The Keyword Era: The reduction of truth to the match. BM25 and exact-string search—effective but blind to semantic resonance.
The Vector Epoch: The concretion of meaning into geometric distance. We transform the corpus into a latent space where retrieval is a calculation of proximity.

The Five Pillars of the Pipeline

A Sovereign RAG system consists of five distinct functional components:

The Corpus (The Knowledge Boundary): The body of truth. Whether it is a PDF repository or a SQL database, the corpus defines the epistemic limit of the system.
The Ingestion Protocol (The Signal Conditioner): The process of preparing truth for the machine. We chunk the infinite into navigable sections. We embed meaning into vectors.
The Retrieval System (The Filter): The engine of selection. We use hybrid search (vector + BM25) to ensure we capture both the semantic vibe and the technical invariant.
The Reranking Step (The Arbitrator): The filter that moves us from recall to precision. The reranker is the critical evaluator that sorts the noise from the signal.
The Generation Phase (The Manifestation): The assembly of the truth-scaffolded prompt. We inject the retrieved context into the model's environment, transforming it from a generalist into a Sovereign specialist.

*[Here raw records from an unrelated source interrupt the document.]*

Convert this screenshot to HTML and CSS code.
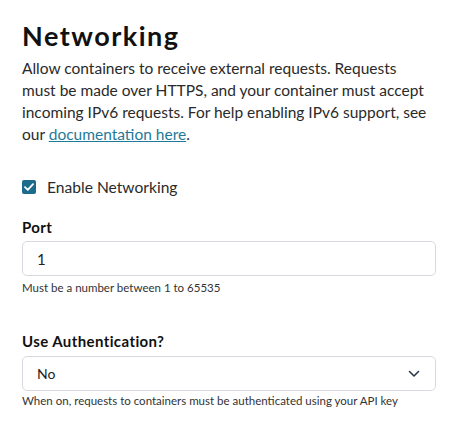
FILE: index.html
```html
<!DOCTYPE html>
<html>
<head>
<meta charset="utf-8">
<link rel="stylesheet" href="styles.css">
</head>
<body>
<div class="page">
  <h1 class="title">Networking</h1>
  <p class="intro">Allow containers to receive external requests. Requests must be made over HTTPS, and your container must accept incoming IPv6 requests. For help enabling IPv6 support, see our <a class="link" href="#">documentation here</a>.</p>

  <label class="check">
    <span class="box">
      <svg width="10" height="8" viewBox="0 0 10 8"><path d="M1 4.2 L3.8 6.8 L9 1.2" fill="none" stroke="#fff" stroke-width="1.8" stroke-linecap="round" stroke-linejoin="round"/></svg>
    </span>
    <span class="check-text">Enable Networking</span>
  </label>

  <div class="field">
    <div class="label">Port</div>
    <div class="control">1</div>
    <div class="help">Must be a number between 1 to 65535</div>
  </div>

  <div class="field field-auth">
    <div class="label">Use Authentication?</div>
    <div class="control select">
      <span>No</span>
      <svg class="chev" width="12" height="8" viewBox="0 0 12 8"><path d="M1.5 1.5 L6 6 L10.5 1.5" fill="none" stroke="#2b3a4a" stroke-width="1.6" stroke-linecap="round" stroke-linejoin="round"/></svg>
    </div>
    <div class="help">When on, requests to containers must be authenticated using your API key</div>
  </div>
</div>
</body>
</html>
```

FILE: styles.css
```css
html, body {
  margin: 0;
  padding: 0;
  background: #fff;
}
.page {
  width: 414px;
  padding: 20px 0 0 22px;
  font-family: Lato, "Open Sans", sans-serif;
  color: #1f1f1f;
}
.title {
  margin: 0;
  font-size: 27px;
  line-height: 32px;
  font-weight: 700;
  letter-spacing: 1.5px;
  color: #111;
}
.intro {
  width: 408px;
  margin: 5px 0 0;
  font-size: 15.5px;
  line-height: 22px;
  color: #2a2a2a;
}
.link {
  color: #1f7a99;
  text-decoration: underline;
}
.check {
  display: flex;
  align-items: center;
  gap: 11px;
  margin-top: 33px;
}
.box {
  width: 14px;
  height: 14px;
  border-radius: 2px;
  background: #1c6b8a;
  display: flex;
  align-items: center;
  justify-content: center;
}
.check-text {
  font-size: 15.6px;
  color: #2a2a2a;
}
.field {
  margin-top: 21px;
}
.label {
  font-size: 15px;
  font-weight: 700;
  letter-spacing: 0.4px;
  color: #111;
  line-height: 20px;
}
.control {
  margin-top: 4px;
  height: 35px;
  box-sizing: border-box;
  border: 1px solid #d6dadf;
  border-radius: 5px;
  padding: 0 14px;
  display: flex;
  align-items: center;
  font-size: 15px;
  color: #222;
}
.select {
  justify-content: space-between;
  font-size: 14px;
  padding-right: 15px;
}
.field-auth .control {
  margin-top: 5px;
}
.help {
  margin-top: 5px;
  font-size: 11.5px;
  color: #333;
}
.field-auth .help {
  margin-top: 3px;
}
.field-auth {
  margin-top: 37px;
}
```
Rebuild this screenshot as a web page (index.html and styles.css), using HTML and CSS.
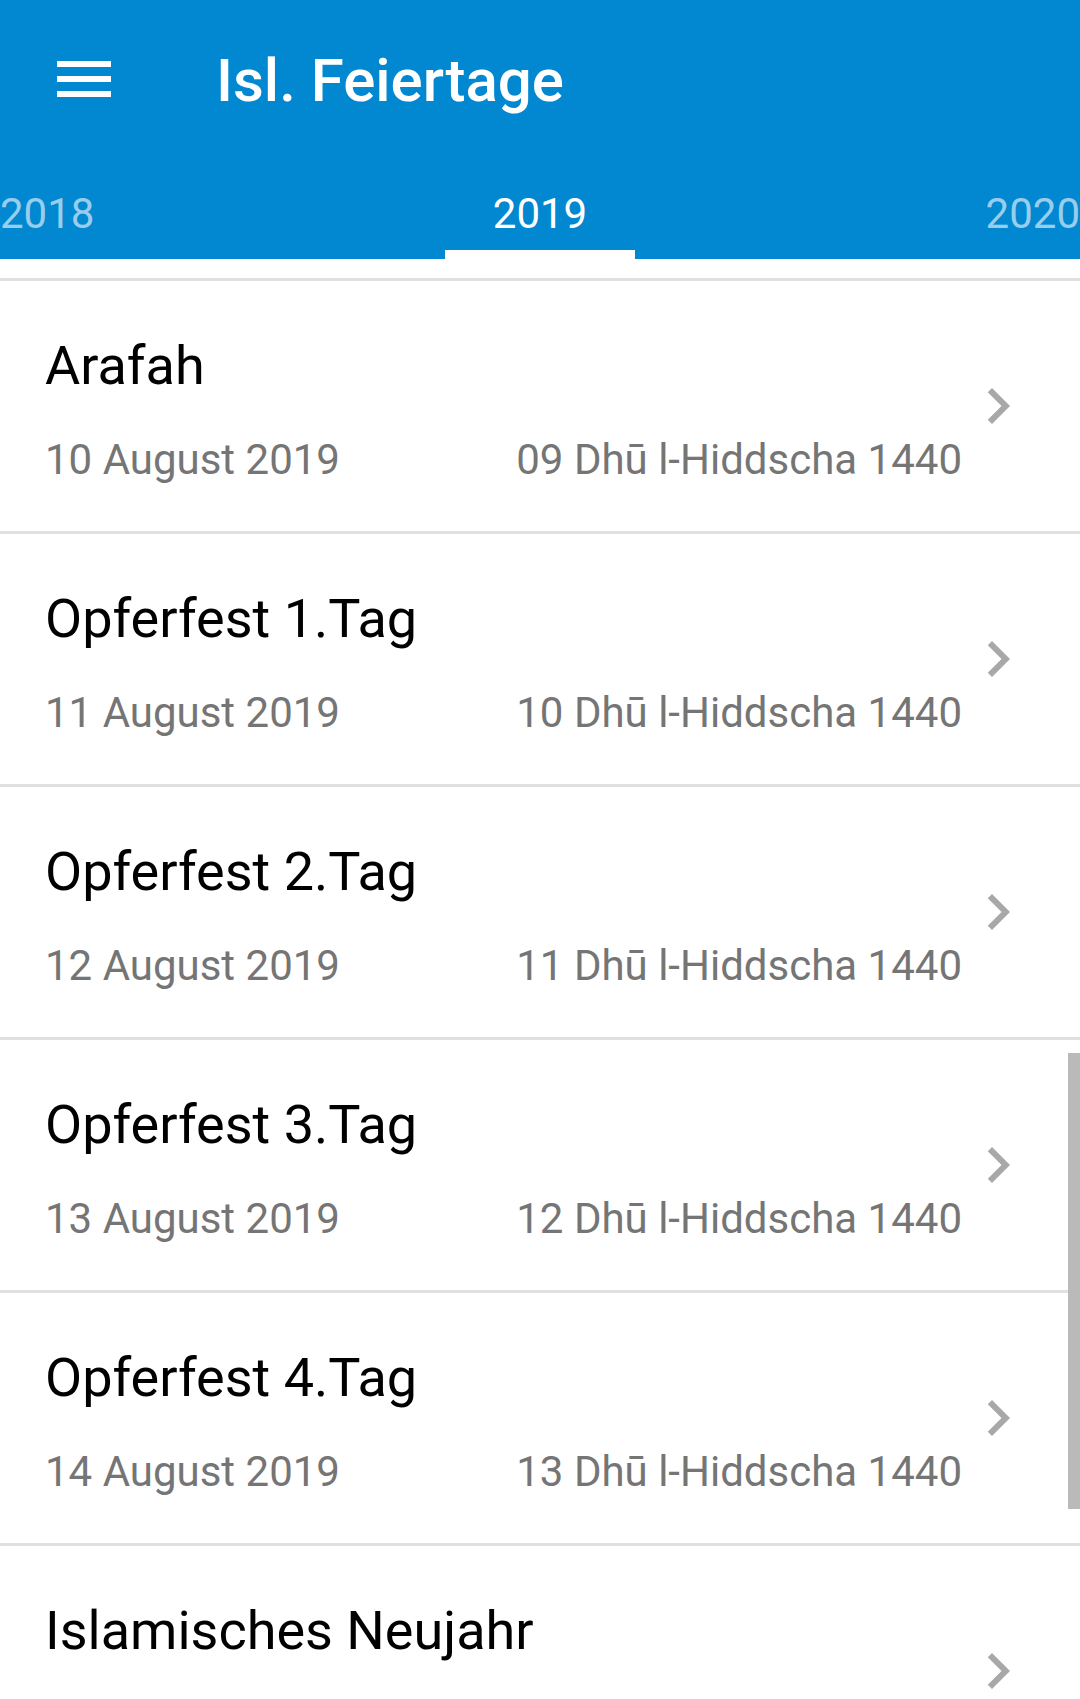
FILE: index.html
```html
<!DOCTYPE html>
<html lang="de">
<head>
<meta charset="utf-8">
<title>Isl. Feiertage</title>
<link rel="stylesheet" href="styles.css">
</head>
<body>
<div class="screen">
  <header class="appbar">
    <div class="toolbar">
      <div class="nav-icon">
        <svg viewBox="0 0 24 24" width="72" height="72"><path fill="#fff" d="M3 18h18v-2H3v2zm0-5h18v-2H3v2zm0-7v2h18V6H3z"/></svg>
      </div>
      <div class="title">Isl. Feiertage</div>
    </div>
    <nav class="tabs">
      <div class="tab">2018</div>
      <div class="tab tab-active"><span class="tab-label">2019</span><span class="indicator"></span></div>
      <div class="tab">2020</div>
    </nav>
  </header>
  <main class="list">
    <div class="stub"></div>
    <div class="item">
      <div class="info">
        <div class="name">Arafah</div>
        <div class="dates"><span>10 August 2019</span><span>09 Dhū l-Hiddscha 1440</span></div>
      </div>
      <div class="chev"><svg viewBox="0 0 24 24" width="72" height="72"><path d="M10 6L8.59 7.41 13.17 12l-4.58 4.59L10 18l6-6z"/></svg></div>
    </div>
    <div class="item">
      <div class="info">
        <div class="name">Opferfest 1.Tag</div>
        <div class="dates"><span>11 August 2019</span><span>10 Dhū l-Hiddscha 1440</span></div>
      </div>
      <div class="chev"><svg viewBox="0 0 24 24" width="72" height="72"><path d="M10 6L8.59 7.41 13.17 12l-4.58 4.59L10 18l6-6z"/></svg></div>
    </div>
    <div class="item">
      <div class="info">
        <div class="name">Opferfest 2.Tag</div>
        <div class="dates"><span>12 August 2019</span><span>11 Dhū l-Hiddscha 1440</span></div>
      </div>
      <div class="chev"><svg viewBox="0 0 24 24" width="72" height="72"><path d="M10 6L8.59 7.41 13.17 12l-4.58 4.59L10 18l6-6z"/></svg></div>
    </div>
    <div class="item">
      <div class="info">
        <div class="name">Opferfest 3.Tag</div>
        <div class="dates"><span>13 August 2019</span><span>12 Dhū l-Hiddscha 1440</span></div>
      </div>
      <div class="chev"><svg viewBox="0 0 24 24" width="72" height="72"><path d="M10 6L8.59 7.41 13.17 12l-4.58 4.59L10 18l6-6z"/></svg></div>
    </div>
    <div class="item">
      <div class="info">
        <div class="name">Opferfest 4.Tag</div>
        <div class="dates"><span>14 August 2019</span><span>13 Dhū l-Hiddscha 1440</span></div>
      </div>
      <div class="chev"><svg viewBox="0 0 24 24" width="72" height="72"><path d="M10 6L8.59 7.41 13.17 12l-4.58 4.59L10 18l6-6z"/></svg></div>
    </div>
    <div class="item">
      <div class="info">
        <div class="name">Islamisches Neujahr</div>
      </div>
      <div class="chev"><svg viewBox="0 0 24 24" width="72" height="72"><path d="M10 6L8.59 7.41 13.17 12l-4.58 4.59L10 18l6-6z"/></svg></div>
    </div>
  </main>
  <div class="scrollbar"></div>
</div>
</body>
</html>
```

FILE: styles.css
```css
* { box-sizing: border-box; }
html, body { margin: 0; padding: 0; }
body {
  width: 1080px;
  height: 1699px;
  overflow: hidden;
  background: #fff;
  font-family: Roboto, "Liberation Sans", sans-serif;
}
.screen {
  position: relative;
  width: 1080px;
  height: 1699px;
  overflow: hidden;
}
.appbar {
  background: #0288d1;
  color: #fff;
}
.toolbar {
  height: 158px;
  display: flex;
  align-items: flex-start;
}
.nav-icon {
  width: 72px;
  height: 72px;
  margin: 43px 0 0 48px;
}
.nav-icon svg { display: block; }
.title {
  margin: 46px 0 0 96px;
  font-size: 60px;
  line-height: 70px;
  font-weight: 500;
}
.tabs {
  height: 101px;
  display: flex;
  justify-content: space-between;
}
.tab {
  display: flex;
  flex-direction: column;
  align-items: center;
  padding-top: 31px;
  font-size: 42px;
  line-height: 50px;
  font-weight: 400;
  color: rgba(255,255,255,0.6);
}
.tab-active {
  color: #fff;
  padding-left: 48px;
  padding-right: 48px;
}
.indicator {
  display: block;
  margin: auto -48px 0;
  align-self: stretch;
  height: 9px;
  background: #fff;
}
.list { display: block; }
.stub {
  height: 22px;
  border-bottom: 3px solid #e0e0e0;
}
.item {
  height: 253px;
  display: flex;
  align-items: center;
  padding: 0 46px 0 45px;
  border-bottom: 3px solid #e0e0e0;
}
.info {
  flex: 1;
  padding-top: 53px;
  padding-bottom: 43px;
  align-self: stretch;
}
.name {
  font-size: 54px;
  line-height: 64px;
  color: #000;
}
.dates {
  margin-top: 34px;
  display: flex;
  justify-content: space-between;
  font-size: 42px;
  line-height: 56px;
  color: #757575;
}
.chev {
  width: 72px;
  height: 72px;
}
.chev svg { display: block; fill: #a8a8a8; }
.scrollbar {
  position: absolute;
  left: 1068px;
  top: 1053px;
  width: 12px;
  height: 456px;
  background: #bababa;
}
```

The Integrity of the Chunk

The most invisible and critical variable in the pipeline is the chunking strategy. If the chunk is too small, meaning leaks; if too large, the signal is diluted. The Ordo builder treats chunking as an architectural decision, not a default setting. We design chunks to preserve the heredity of the thought.

The Sovereignty of the Local

We advocate for the local-first architecture. By hosting the vector store (SQLite/BM25) on the local machine, we achieve three Sovereign goals:

Privacy of the Asset: The corpus never crosses the wire.
Zero Marginal Cost: Retrieval becomes a local compute task, not a subscription.
Deterministic Control: We can audit and debug the retrieval loop without the black-box of a cloud provider.

The Sovereign Conclusion: RAG is not a feature; it is the epistemological foundation of the AI-native system. We do not ask the model to recall; we ask it to synthesize. We provide the world; the model provides the eyes.